Problem to solve ▸ Return all lines from the listing below in which the string "React" occurs.

Data ▸
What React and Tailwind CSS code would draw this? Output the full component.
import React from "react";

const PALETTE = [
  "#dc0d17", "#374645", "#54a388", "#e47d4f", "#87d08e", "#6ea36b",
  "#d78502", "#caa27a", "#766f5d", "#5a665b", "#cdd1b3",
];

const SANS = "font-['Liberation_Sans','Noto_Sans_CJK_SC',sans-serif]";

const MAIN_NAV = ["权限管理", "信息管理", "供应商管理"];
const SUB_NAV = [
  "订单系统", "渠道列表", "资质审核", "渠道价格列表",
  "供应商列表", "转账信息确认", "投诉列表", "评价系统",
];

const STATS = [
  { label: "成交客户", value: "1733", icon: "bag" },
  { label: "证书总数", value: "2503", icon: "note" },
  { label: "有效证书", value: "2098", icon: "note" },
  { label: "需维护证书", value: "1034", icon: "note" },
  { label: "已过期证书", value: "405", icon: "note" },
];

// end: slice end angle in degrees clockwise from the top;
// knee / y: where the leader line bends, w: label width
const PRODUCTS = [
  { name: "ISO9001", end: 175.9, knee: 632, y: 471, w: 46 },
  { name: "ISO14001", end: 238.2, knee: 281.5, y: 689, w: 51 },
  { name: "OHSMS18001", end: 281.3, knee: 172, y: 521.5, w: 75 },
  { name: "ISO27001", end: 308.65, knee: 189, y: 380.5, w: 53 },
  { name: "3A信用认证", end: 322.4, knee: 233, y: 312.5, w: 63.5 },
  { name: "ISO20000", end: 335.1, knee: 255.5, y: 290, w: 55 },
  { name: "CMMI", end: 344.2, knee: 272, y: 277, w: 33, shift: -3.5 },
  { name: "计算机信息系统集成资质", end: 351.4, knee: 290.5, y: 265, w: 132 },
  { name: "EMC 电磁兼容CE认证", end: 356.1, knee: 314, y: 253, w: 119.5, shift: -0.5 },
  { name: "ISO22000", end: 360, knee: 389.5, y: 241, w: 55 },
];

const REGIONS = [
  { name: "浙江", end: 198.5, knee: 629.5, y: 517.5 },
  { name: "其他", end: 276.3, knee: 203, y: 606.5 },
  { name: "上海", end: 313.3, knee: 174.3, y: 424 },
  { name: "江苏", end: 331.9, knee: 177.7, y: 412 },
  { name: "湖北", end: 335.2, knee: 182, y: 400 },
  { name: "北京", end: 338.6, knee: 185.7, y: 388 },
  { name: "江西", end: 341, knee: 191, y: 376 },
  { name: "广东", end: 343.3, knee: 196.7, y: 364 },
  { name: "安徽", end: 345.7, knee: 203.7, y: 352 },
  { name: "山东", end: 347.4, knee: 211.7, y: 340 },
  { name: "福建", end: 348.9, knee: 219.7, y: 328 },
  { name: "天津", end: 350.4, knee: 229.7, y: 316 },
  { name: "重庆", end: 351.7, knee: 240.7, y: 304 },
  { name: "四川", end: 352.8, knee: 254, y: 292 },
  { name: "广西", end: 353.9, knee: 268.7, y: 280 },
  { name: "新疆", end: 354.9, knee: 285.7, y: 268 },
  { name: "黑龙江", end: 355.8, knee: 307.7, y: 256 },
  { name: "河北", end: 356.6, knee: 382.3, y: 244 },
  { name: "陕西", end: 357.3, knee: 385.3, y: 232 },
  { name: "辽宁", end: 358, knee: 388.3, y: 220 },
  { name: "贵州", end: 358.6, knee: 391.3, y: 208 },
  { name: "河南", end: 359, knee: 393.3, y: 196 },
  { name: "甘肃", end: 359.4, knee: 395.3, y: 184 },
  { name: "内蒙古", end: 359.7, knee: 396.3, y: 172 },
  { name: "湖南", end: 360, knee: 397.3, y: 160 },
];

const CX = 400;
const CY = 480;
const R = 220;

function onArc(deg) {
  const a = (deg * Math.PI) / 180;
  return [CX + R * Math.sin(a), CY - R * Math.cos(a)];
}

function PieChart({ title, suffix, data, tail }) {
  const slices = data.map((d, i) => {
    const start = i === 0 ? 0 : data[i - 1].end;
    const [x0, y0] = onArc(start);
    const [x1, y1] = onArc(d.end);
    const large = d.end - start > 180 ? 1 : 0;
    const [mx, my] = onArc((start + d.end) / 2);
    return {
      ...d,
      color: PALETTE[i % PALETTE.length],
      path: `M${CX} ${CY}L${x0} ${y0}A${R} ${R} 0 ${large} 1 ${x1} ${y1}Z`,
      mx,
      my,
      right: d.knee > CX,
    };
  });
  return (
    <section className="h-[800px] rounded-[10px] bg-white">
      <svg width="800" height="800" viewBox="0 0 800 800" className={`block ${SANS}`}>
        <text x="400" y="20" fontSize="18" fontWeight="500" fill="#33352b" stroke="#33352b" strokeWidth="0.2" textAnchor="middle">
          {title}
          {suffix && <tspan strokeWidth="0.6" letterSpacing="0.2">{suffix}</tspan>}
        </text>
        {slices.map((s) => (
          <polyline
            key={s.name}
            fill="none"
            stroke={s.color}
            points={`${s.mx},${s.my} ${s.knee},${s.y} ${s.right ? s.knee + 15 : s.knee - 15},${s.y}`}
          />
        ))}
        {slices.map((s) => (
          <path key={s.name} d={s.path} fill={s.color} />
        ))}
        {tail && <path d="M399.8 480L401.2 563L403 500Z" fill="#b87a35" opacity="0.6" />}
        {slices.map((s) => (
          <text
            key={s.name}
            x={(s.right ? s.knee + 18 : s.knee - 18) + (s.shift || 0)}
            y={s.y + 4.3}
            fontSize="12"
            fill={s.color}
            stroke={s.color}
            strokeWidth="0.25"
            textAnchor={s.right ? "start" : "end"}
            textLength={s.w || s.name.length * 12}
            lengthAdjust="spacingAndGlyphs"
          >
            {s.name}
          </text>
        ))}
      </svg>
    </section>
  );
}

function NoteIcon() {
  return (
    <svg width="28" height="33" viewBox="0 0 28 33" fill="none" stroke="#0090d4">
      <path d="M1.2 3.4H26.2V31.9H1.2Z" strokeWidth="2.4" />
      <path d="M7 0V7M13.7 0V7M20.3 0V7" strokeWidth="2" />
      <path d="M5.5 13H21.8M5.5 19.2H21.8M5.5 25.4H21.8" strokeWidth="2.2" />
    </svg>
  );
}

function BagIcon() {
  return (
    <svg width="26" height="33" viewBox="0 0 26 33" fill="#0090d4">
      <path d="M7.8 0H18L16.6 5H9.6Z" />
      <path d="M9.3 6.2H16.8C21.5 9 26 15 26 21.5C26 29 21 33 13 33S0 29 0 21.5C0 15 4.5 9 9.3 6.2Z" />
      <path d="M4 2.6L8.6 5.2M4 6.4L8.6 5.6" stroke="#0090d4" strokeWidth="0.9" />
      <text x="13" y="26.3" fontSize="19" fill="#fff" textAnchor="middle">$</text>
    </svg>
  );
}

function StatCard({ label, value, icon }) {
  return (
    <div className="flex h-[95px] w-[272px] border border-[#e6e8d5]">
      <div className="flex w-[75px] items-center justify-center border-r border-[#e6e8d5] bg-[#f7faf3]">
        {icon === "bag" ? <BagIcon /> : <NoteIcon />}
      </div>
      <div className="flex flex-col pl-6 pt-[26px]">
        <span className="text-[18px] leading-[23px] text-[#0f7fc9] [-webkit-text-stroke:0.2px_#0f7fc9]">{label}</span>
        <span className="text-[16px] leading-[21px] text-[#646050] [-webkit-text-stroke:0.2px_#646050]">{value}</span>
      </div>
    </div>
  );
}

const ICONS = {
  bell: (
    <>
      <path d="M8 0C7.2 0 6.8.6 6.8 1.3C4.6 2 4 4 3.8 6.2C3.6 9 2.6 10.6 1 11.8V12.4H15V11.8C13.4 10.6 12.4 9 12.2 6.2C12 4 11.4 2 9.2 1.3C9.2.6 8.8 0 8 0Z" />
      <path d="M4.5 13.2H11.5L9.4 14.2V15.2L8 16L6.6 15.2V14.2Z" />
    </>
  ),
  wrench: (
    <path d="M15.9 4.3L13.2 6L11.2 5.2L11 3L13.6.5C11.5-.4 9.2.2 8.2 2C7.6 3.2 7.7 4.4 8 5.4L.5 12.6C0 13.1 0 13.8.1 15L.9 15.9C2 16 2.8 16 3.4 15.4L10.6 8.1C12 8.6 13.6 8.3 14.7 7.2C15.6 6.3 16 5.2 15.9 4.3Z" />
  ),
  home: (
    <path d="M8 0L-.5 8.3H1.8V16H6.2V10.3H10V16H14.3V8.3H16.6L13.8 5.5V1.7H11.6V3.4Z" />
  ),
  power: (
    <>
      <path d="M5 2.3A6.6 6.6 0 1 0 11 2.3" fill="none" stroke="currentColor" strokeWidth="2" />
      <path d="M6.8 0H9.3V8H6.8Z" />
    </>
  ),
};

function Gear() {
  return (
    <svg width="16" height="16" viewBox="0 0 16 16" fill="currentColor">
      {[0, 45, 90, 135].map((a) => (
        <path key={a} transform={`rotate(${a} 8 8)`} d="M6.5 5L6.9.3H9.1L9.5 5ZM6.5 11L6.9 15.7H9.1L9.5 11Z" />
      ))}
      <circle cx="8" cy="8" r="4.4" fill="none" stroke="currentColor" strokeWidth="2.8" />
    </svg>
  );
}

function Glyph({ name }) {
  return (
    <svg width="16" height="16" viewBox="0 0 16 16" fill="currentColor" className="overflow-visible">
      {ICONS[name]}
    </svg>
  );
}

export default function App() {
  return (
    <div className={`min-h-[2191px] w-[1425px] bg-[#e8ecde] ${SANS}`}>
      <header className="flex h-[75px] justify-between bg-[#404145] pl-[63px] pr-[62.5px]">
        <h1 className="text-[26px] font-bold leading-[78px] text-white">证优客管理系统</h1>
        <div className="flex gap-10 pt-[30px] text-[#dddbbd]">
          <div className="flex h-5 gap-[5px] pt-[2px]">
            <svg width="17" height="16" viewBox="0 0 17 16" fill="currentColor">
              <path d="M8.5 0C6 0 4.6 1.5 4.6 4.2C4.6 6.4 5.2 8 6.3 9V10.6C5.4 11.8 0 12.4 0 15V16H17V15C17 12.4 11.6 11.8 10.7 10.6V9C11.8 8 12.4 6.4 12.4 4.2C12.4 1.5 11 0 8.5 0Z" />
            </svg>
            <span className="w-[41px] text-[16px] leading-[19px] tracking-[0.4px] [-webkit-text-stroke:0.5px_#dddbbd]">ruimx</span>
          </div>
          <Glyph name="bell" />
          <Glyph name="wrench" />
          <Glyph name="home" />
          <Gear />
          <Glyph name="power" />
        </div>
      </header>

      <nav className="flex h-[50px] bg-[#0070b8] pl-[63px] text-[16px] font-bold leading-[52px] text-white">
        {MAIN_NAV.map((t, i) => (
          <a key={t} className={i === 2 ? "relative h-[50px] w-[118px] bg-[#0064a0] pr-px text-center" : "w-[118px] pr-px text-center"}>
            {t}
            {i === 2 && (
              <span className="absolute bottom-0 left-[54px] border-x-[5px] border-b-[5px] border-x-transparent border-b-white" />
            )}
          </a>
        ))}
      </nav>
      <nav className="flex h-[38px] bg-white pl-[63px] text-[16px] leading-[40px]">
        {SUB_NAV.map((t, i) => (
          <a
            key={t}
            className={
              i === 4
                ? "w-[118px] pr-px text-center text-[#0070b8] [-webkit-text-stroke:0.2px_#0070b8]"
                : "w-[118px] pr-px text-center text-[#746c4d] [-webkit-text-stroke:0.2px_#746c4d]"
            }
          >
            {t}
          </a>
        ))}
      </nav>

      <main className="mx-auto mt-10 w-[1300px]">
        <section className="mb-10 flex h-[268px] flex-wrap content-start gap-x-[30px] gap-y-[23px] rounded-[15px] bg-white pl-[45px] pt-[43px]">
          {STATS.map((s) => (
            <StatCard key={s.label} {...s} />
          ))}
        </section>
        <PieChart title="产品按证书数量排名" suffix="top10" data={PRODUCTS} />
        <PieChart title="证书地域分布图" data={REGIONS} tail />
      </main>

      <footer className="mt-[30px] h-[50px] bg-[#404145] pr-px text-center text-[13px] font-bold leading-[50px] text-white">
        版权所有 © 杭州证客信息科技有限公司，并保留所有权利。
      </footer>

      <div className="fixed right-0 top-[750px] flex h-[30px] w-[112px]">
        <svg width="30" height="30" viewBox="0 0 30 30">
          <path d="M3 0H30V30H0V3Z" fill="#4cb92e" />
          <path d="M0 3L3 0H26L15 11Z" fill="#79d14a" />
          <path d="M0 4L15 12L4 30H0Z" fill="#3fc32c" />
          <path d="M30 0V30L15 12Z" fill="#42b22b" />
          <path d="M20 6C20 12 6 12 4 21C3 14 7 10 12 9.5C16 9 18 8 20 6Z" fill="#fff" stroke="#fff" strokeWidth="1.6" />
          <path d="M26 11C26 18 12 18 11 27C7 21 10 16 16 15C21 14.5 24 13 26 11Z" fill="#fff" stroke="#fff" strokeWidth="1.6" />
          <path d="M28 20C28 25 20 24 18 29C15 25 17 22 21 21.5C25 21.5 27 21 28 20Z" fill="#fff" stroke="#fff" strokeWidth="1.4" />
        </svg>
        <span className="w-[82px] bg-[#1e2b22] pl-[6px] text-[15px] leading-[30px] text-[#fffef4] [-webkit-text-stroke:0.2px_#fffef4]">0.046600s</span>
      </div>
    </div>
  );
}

The output ▸
What React and Tailwind CSS code would draw this? Output the full component.
import React from "react";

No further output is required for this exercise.